There is one big caveat, however: We won't automatically arrive in a Star Trek post-scarcity utopia. Currently all the AI is owned and designed by big corporations. They also own the computers to run it and they are in control of it. And there is a lot of corporate greed, lobbyism and generally unhealthy divide. I'd say it's very likely that rich people and big, greedy corporations will want to keep everything to themselves. The rich will get richer and assert their dominance with this powerful tool. The poor will get poorer. And can't compete with that at all. And despite theoretically living in a sci-fi world, it'll be a dystopia and end in a big mess / class war / oppression.
But yeah, you're right. Our current form of economy with supply and demand, and money, won't work under those conditions. And I don't think there is a fix to it sou we could keep it.
That hasn’t really been an issue for more than a decade at this point. Domestic manufacturing production in developed nations has actually been increasing. They just don’t use humans much. You’re not losing your job to poor people overseas. You’re losing it to robots, and you have been since before the current AI craze.
What, do want a shitty graveyard shift call center job? Trust me, you aren’t losing out by not having access to that.

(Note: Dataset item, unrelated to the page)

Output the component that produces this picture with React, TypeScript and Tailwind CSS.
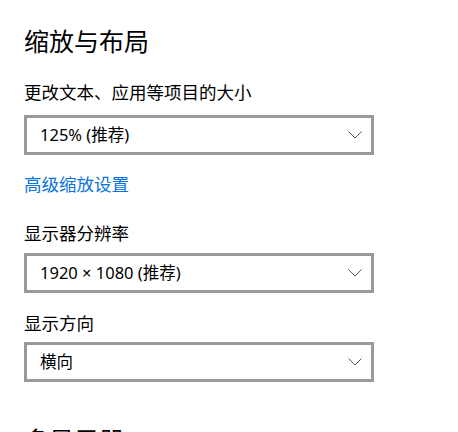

Unemployment isn’t even high right now. Why are you whining about a non-issue to begin with? What good would it do you to have more low paying jobs when the problem is that all the jobs are already low paying as it is? We just saw that if there are more jobs then people they’ll happily crash the economy until there aren’t just to make sure wages don’t go up. What do you hope to accomplish by spreading 30 year old conservative propaganda?
Hell yeah! People in 50s and even 20s worked 40 hours per week to feed a family of 4! Now we can do that by working much less than… wait, not even 2 working parents safely feed a family of 4? Even with all the gains in productivity?
I agree it’s going to be problem. It’s already happened when we exported manufacturing jobs to China. Most of what was left was retail which didn’t pay as much but we struggled along (in part because of cheap products from China). I think that’s why trinkets are cheap but the core of living (housing and now food) is relatively more expensive. So the older people see all the trinkets (things that used to be expensive but are now cheap) and don’t understand how life is more expensive.